■ **Stated goal**
Retype the whole listing, please, keeping every line exact and dropping the pictures.
======== Material provided ========
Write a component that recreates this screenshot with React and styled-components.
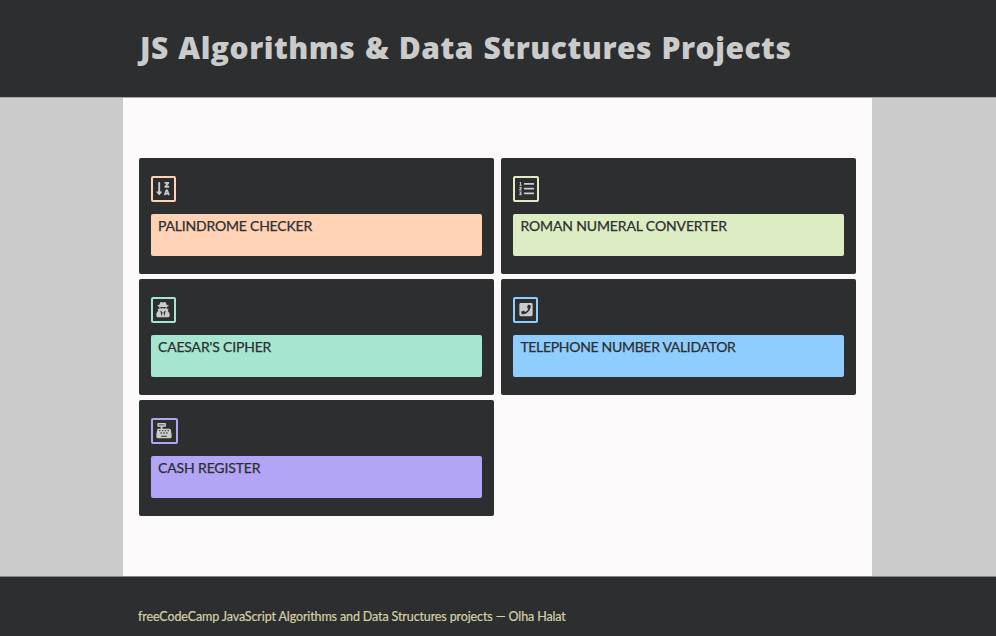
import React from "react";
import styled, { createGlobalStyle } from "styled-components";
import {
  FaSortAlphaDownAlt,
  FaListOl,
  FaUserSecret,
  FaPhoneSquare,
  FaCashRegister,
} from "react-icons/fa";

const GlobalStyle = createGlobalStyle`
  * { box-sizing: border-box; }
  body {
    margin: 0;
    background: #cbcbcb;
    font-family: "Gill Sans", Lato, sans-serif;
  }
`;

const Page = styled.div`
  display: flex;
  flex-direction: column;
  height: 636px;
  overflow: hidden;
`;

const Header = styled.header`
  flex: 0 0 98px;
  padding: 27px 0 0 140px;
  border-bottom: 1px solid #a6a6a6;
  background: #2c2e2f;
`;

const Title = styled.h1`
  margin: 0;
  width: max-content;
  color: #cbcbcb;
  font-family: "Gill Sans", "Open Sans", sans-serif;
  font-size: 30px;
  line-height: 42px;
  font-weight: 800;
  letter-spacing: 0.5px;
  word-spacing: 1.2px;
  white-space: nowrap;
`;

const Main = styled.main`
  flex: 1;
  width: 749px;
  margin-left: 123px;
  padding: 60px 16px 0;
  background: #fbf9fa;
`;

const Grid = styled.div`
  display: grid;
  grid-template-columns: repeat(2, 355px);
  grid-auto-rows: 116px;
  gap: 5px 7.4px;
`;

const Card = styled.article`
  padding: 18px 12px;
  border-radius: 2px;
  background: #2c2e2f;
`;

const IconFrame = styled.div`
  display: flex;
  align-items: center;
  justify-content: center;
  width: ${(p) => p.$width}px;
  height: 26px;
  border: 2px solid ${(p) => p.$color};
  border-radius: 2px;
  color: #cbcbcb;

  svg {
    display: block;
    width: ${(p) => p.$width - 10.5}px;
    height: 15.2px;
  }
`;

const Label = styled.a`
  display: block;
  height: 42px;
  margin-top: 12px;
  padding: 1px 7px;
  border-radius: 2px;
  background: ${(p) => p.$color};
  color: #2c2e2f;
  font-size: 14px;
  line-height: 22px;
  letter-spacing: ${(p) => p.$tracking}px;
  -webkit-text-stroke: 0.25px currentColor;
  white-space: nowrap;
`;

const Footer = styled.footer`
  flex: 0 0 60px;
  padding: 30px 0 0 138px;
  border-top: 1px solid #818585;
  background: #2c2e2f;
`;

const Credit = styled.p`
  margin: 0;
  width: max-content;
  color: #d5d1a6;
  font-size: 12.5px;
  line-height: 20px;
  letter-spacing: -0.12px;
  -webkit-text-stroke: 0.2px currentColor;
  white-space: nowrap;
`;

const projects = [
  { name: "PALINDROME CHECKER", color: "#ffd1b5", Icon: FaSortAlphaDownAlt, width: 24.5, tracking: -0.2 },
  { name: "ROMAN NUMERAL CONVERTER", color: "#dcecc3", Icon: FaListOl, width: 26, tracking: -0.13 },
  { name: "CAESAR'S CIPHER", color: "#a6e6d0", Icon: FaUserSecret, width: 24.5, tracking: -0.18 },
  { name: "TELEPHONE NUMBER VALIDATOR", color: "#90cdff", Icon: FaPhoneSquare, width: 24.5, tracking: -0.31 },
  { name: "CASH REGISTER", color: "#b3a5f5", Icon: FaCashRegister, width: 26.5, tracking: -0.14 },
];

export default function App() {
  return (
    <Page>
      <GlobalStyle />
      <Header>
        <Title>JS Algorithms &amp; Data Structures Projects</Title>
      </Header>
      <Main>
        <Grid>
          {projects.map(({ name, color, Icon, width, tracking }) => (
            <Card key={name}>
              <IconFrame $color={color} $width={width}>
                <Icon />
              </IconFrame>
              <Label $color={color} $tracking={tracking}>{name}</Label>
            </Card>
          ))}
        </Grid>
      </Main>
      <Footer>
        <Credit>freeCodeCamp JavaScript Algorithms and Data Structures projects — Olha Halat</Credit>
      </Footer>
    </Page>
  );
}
========
■ **Correct output**
Write a component that recreates this screenshot with React and styled-components.
import React from "react";
import styled, { createGlobalStyle } from "styled-components";
import {
  FaSortAlphaDownAlt,
  FaListOl,
  FaUserSecret,
  FaPhoneSquare,
  FaCashRegister,
} from "react-icons/fa";

const GlobalStyle = createGlobalStyle`
  * { box-sizing: border-box; }
  body {
    margin: 0;
    background: #cbcbcb;
    font-family: "Gill Sans", Lato, sans-serif;
  }
`;

const Page = styled.div`
  display: flex;
  flex-direction: column;
  height: 636px;
  overflow: hidden;
`;

const Header = styled.header`
  flex: 0 0 98px;
  padding: 27px 0 0 140px;
  border-bottom: 1px solid #a6a6a6;
  background: #2c2e2f;
`;

const Title = styled.h1`
  margin: 0;
  width: max-content;
  color: #cbcbcb;
  font-family: "Gill Sans", "Open Sans", sans-serif;
  font-size: 30px;
  line-height: 42px;
  font-weight: 800;
  letter-spacing: 0.5px;
  word-spacing: 1.2px;
  white-space: nowrap;
`;

const Main = styled.main`
  flex: 1;
  width: 749px;
  margin-left: 123px;
  padding: 60px 16px 0;
  background: #fbf9fa;
`;

const Grid = styled.div`
  display: grid;
  grid-template-columns: repeat(2, 355px);
  grid-auto-rows: 116px;
  gap: 5px 7.4px;
`;

const Card = styled.article`
  padding: 18px 12px;
  border-radius: 2px;
  background: #2c2e2f;
`;

const IconFrame = styled.div`
  display: flex;
  align-items: center;
  justify-content: center;
  width: ${(p) => p.$width}px;
  height: 26px;
  border: 2px solid ${(p) => p.$color};
  border-radius: 2px;
  color: #cbcbcb;

  svg {
    display: block;
    width: ${(p) => p.$width - 10.5}px;
    height: 15.2px;
  }
`;

const Label = styled.a`
  display: block;
  height: 42px;
  margin-top: 12px;
  padding: 1px 7px;
  border-radius: 2px;
  background: ${(p) => p.$color};
  color: #2c2e2f;
  font-size: 14px;
  line-height: 22px;
  letter-spacing: ${(p) => p.$tracking}px;
  -webkit-text-stroke: 0.25px currentColor;
  white-space: nowrap;
`;

const Footer = styled.footer`
  flex: 0 0 60px;
  padding: 30px 0 0 138px;
  border-top: 1px solid #818585;
  background: #2c2e2f;
`;

const Credit = styled.p`
  margin: 0;
  width: max-content;
  color: #d5d1a6;
  font-size: 12.5px;
  line-height: 20px;
  letter-spacing: -0.12px;
  -webkit-text-stroke: 0.2px currentColor;
  white-space: nowrap;
`;

const projects = [
  { name: "PALINDROME CHECKER", color: "#ffd1b5", Icon: FaSortAlphaDownAlt, width: 24.5, tracking: -0.2 },
  { name: "ROMAN NUMERAL CONVERTER", color: "#dcecc3", Icon: FaListOl, width: 26, tracking: -0.13 },
  { name: "CAESAR'S CIPHER", color: "#a6e6d0", Icon: FaUserSecret, width: 24.5, tracking: -0.18 },
  { name: "TELEPHONE NUMBER VALIDATOR", color: "#90cdff", Icon: FaPhoneSquare, width: 24.5, tracking: -0.31 },
  { name: "CASH REGISTER", color: "#b3a5f5", Icon: FaCashRegister, width: 26.5, tracking: -0.14 },
];

export default function App() {
  return (
    <Page>
      <GlobalStyle />
      <Header>
        <Title>JS Algorithms &amp; Data Structures Projects</Title>
      </Header>
      <Main>
        <Grid>
          {projects.map(({ name, color, Icon, width, tracking }) => (
            <Card key={name}>
              <IconFrame $color={color} $width={width}>
                <Icon />
              </IconFrame>
              <Label $color={color} $tracking={tracking}>{name}</Label>
            </Card>
          ))}
        </Grid>
      </Main>
      <Footer>
        <Credit>freeCodeCamp JavaScript Algorithms and Data Structures projects — Olha Halat</Credit>
      </Footer>
    </Page>
  );
}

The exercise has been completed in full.